As someone who wants to be a character actor, does public interest in your marriage and your young child—up to the recent media hunt for your daughter’s name—distract from your work in a way that makes life harder?

Yeah, but you make it harder by fighting all of that. I’ve learned that, though I’m still new to social media. It’s a strange thing these days, and I don’t believe there’s much you can do about it. We know everything about everyone now, and for me, I don’t love knowing too much about screen actors, because I want to see their work and watch them disappear. It’s hard knowing They were married—this is their kid’s name. But I try not to bemoan it because it’s part of the job. I signed up for this. When I go to the hotel after this interview, there will be paparazzi outside. I’m never going to be one of those guys who’s flipping them the bird. I’m in SAG! I signed up for this! It gets concerning when there’s a baby, because they didn’t [sign up], and I know you’ve heard that swan song so many times, but it does become more real. She has no choice in the matter right now.
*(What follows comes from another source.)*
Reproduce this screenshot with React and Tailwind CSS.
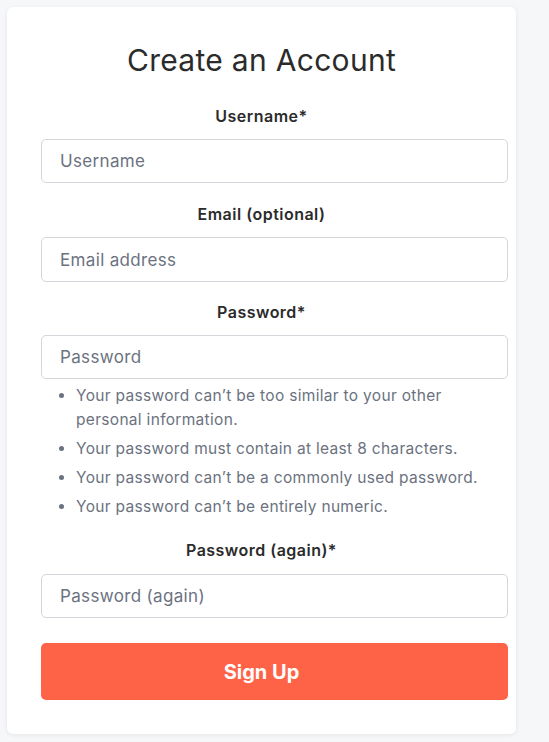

Have you ever wanted to trade lives with someone else?

I’m a film actor—I do it all the time! I trade lives with people four times a year. It’s fun! But I never had that idea of wanting to really, genuinely give up who I am. There’s always built-in equalizers. You read articles where somebody is miserable and then they win the lottery. When they catch up to them eight months later, they’re still miserable. You read about the person who was happy and optimistic and lost their ability to walk. You catch up to them eight months later, and they’re still happy and optimistic. There’s an adjustment period, of course, but I do believe we are who we are. I don’t believe you find reward or happiness through external circumstances. I’m very proud of the work I’ve done in my life.

I’m 38 years old, ostensibly successful, but I wouldn’t say I’m any happier than I was when I was 18 or 19, or any more miserable. It’s just the temperament I have.